3 hours ago, frob said:

I thought it was interesting you mentioned an assumption all components must be in the same container or be a general component. You call out transforms, many engines I've worked on (including both Unity and Unreal) embed a single transform in the GameObject or a special base component because it is near-universal for everything living in the world.  Thus the often-used transform is not only in a different location, with careful design the transform is already prefetched in memory with other object data.

My Transform does not inherit Component (though it shares some similarities) and is stored at my Entity itself (by value), since practically everything needs to be aware of the position and orientation. All my Components are self contained with the exception of transformation data. I used this design, since retrieving the Transform associated with a Component is a very common operation of the engine. From the perspective of the engine, I see no actual use for retrieving sibling Components given a Component, I just provide such functionality for the scripting side.

7 hours ago, frob said:

As for dead components or out of world objects there are easy ways to handle that depending on the systems involved.  Some use a Boolean flag do indicate a dead object.

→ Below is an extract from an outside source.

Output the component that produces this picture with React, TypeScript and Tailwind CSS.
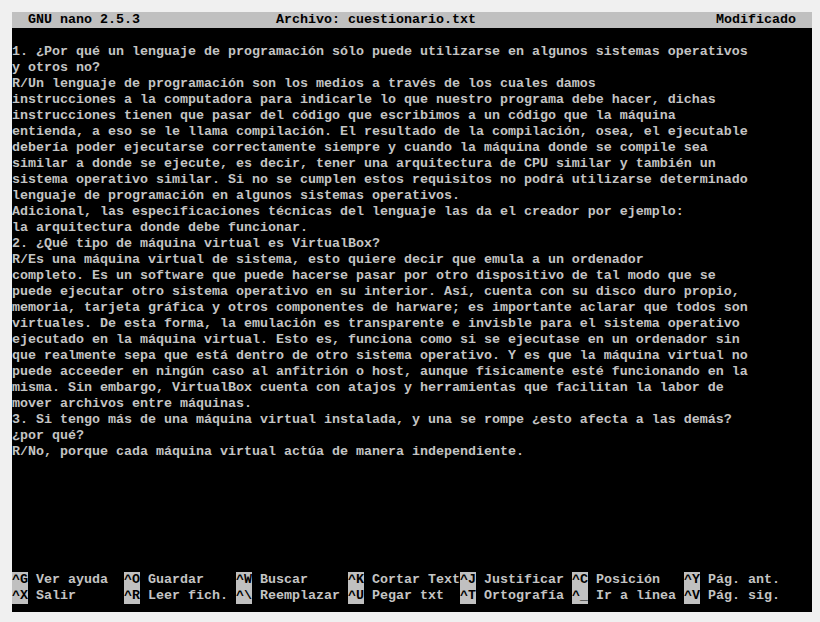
import React from 'react';

const lines = [
  '1. ¿Por qué un lenguaje de programación sólo puede utilizarse en algunos sistemas operativos',
  'y otros no?',
  'R/Un lenguaje de programación son los medios a través de los cuales damos',
  'instrucciones a la computadora para indicarle lo que nuestro programa debe hacer, dichas',
  'instrucciones tienen que pasar del código que escribimos a un código que la máquina',
  'entienda, a eso se le llama compilación. El resultado de la compilación, osea, el ejecutable',
  'debería poder ejecutarse correctamente siempre y cuando la máquina donde se compile sea',
  'similar a donde se ejecute, es decir, tener una arquitectura de CPU similar y también un',
  'sistema operativo similar. Si no se cumplen estos requisitos no podrá utilizarse determinado',
  'lenguaje de programación en algunos sistemas operativos.',
  'Adicional, las especificaciones técnicas del lenguaje las da el creador por ejemplo:',
  'la arquitectura donde debe funcionar.',
  '2. ¿Qué tipo de máquina virtual es VirtualBox?',
  'R/Es una máquina virtual de sistema, esto quiere decir que emula a un ordenador',
  'completo. Es un software que puede hacerse pasar por otro dispositivo de tal modo que se',
  'puede ejecutar otro sistema operativo en su interior. Así, cuenta con su disco duro propio,',
  'memoria, tarjeta gráfica y otros componentes de harware; es importante aclarar que todos son',
  'virtuales. De esta forma, la emulación es transparente e invisble para el sistema operativo',
  'ejecutado en la máquina virtual. Esto es, funciona como si se ejecutase en un ordenador sin',
  'que realmente sepa que está dentro de otro sistema operativo. Y es que la máquina virtual no',
  'puede acceeder en ningún caso al anfitrión o host, aunque físicamente esté funcionando en la',
  'misma. Sin embargo, VirtualBox cuenta con atajos y herramientas que facilitan la labor de',
  'mover archivos entre máquinas.',
  '3. Si tengo más de una máquina virtual instalada, y una se rompe ¿esto afecta a las demás?',
  '¿por qué?',
  'R/No, porque cada máquina virtual actúa de manera independiente.',
];

const shortcuts = [
  [
    ['^G', 'Ver ayuda'],
    ['^O', 'Guardar'],
    ['^W', 'Buscar'],
    ['^K', 'Cortar Text'],
    ['^J', 'Justificar'],
    ['^C', 'Posición'],
    ['^Y', 'Pág. ant.'],
  ],
  [
    ['^X', 'Salir'],
    ['^R', 'Leer fich.'],
    ['^\\', 'Reemplazar'],
    ['^U', 'Pegar txt'],
    ['^T', 'Ortografía'],
    ['^_', 'Ir a línea'],
    ['^V', 'Pág. sig.'],
  ],
];

export default function App() {
  return (
    <div className="w-[820px] h-[622px] bg-[#f0f0f0] p-[12px]">
      <div className="w-[800px] h-[600px] bg-black flex flex-col whitespace-pre font-['Liberation_Mono',monospace] text-[13.33px] leading-[16px] font-bold text-[#c4c4c4]">
        <div className="h-[16px] bg-[#c0c0c0] text-black flex">
          <span className="w-[264px] pl-[16px]">GNU nano 2.5.3</span>
          <span className="w-[440px]">Archivo: cuestionario.txt</span>
          <span>Modificado</span>
        </div>
        <div className="flex-1 pt-[16px]">
          {lines.map((l, i) => (
            <div key={i} className="h-[16px]">{l}</div>
          ))}
        </div>
        <div className="pb-[8px]">
          {shortcuts.map((row, r) => (
            <div key={r} className="h-[16px] flex">
              {row.map(([k, label]) => (
                <div key={k} className="w-[112px] flex">
                  <span className="bg-[#c0c0c0] text-black">{k}</span>
                  <span className="pl-[8px]">{label}</span>
                </div>
              ))}
            </div>
          ))}
        </div>
      </div>
    </div>
  );
}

Currently, I am not really sure of everything I am going to face in the future, so I use a state enum value which can be:

• Active: Entity/Component should be processed.
• Passive: Entity/Component should not be processed.
• Terminated: Entity/Component maybe overriden.

Note that the Entity, itself is not really being "processed". It merely contains a state to flush it down to its components and child entities.

I also just realized that it would be better to replace the pointers by indices into the std::vector. Even if you do not rearrange the components, you could still need to make the std::vector larger.